The Oil Sands or Tar Sands region in Alberta, Canada is now one of the largest producers of petroleum in the world. The Athabasca Oil Sands (also known colloquially as the Athabasca Tar Sands although there is no actual tar) are large deposits of bitumen, or extremely heavy crude oil, located in northeastern Alberta, Canada – roughly centered around the boomtown of Fort McMurray. These oil sands, hosted in the McMurray Formation, consist of a mixture of crude bitumen (a semi-solid form of crude oil), silica sand, clay minerals, and water. The Athabasca deposit is the largest reservoir of crude bitumen in the world and the largest of three major oil sands deposits in Alberta, along with the nearby Peace River and Cold Lake deposits. Together, these oil sand deposits lie under 141,000 square kilometres (54,000 sq mi) of sparsely populated boreal forest and muskeg (peat bogs) and contain about 1.7 trillion barrels of bitumen in-place, comparable in magnitude to the world’s total proven reserves of conventional petroleum.
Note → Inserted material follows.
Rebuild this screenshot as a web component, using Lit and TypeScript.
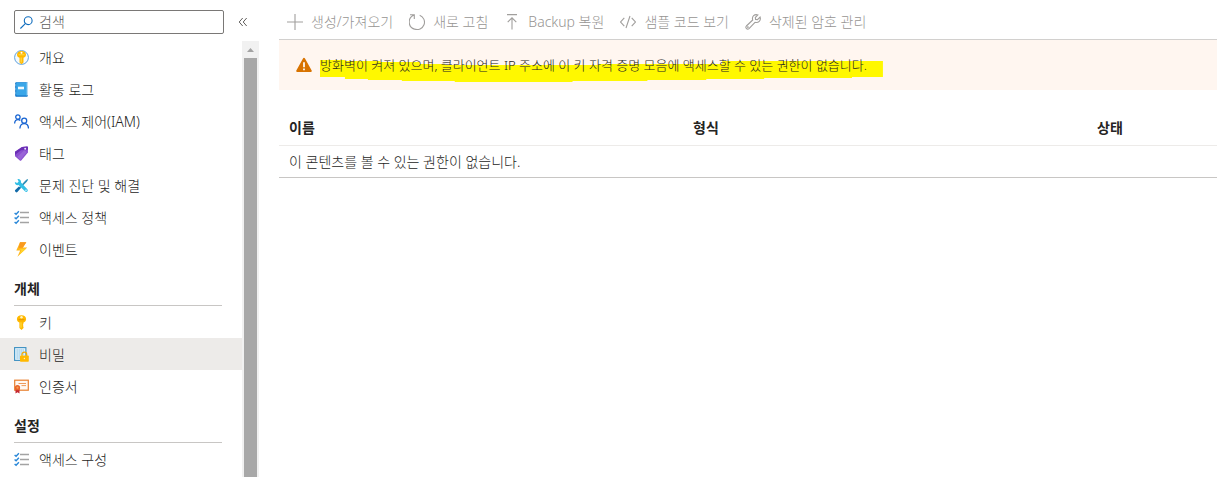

With modern unconventional oil production technology, at least 10% of these deposits, or about 170 billion barrels were considered to be economically recoverable at 2006 prices, making Canada’s total oil reserves the second largest in the world, after Saudi Arabia’s. The Athabasca deposit is the only large oil sands reservoir in the world which is suitable for large-scale surface mining, although most of it can only be produced using more recently developed in-situ technology.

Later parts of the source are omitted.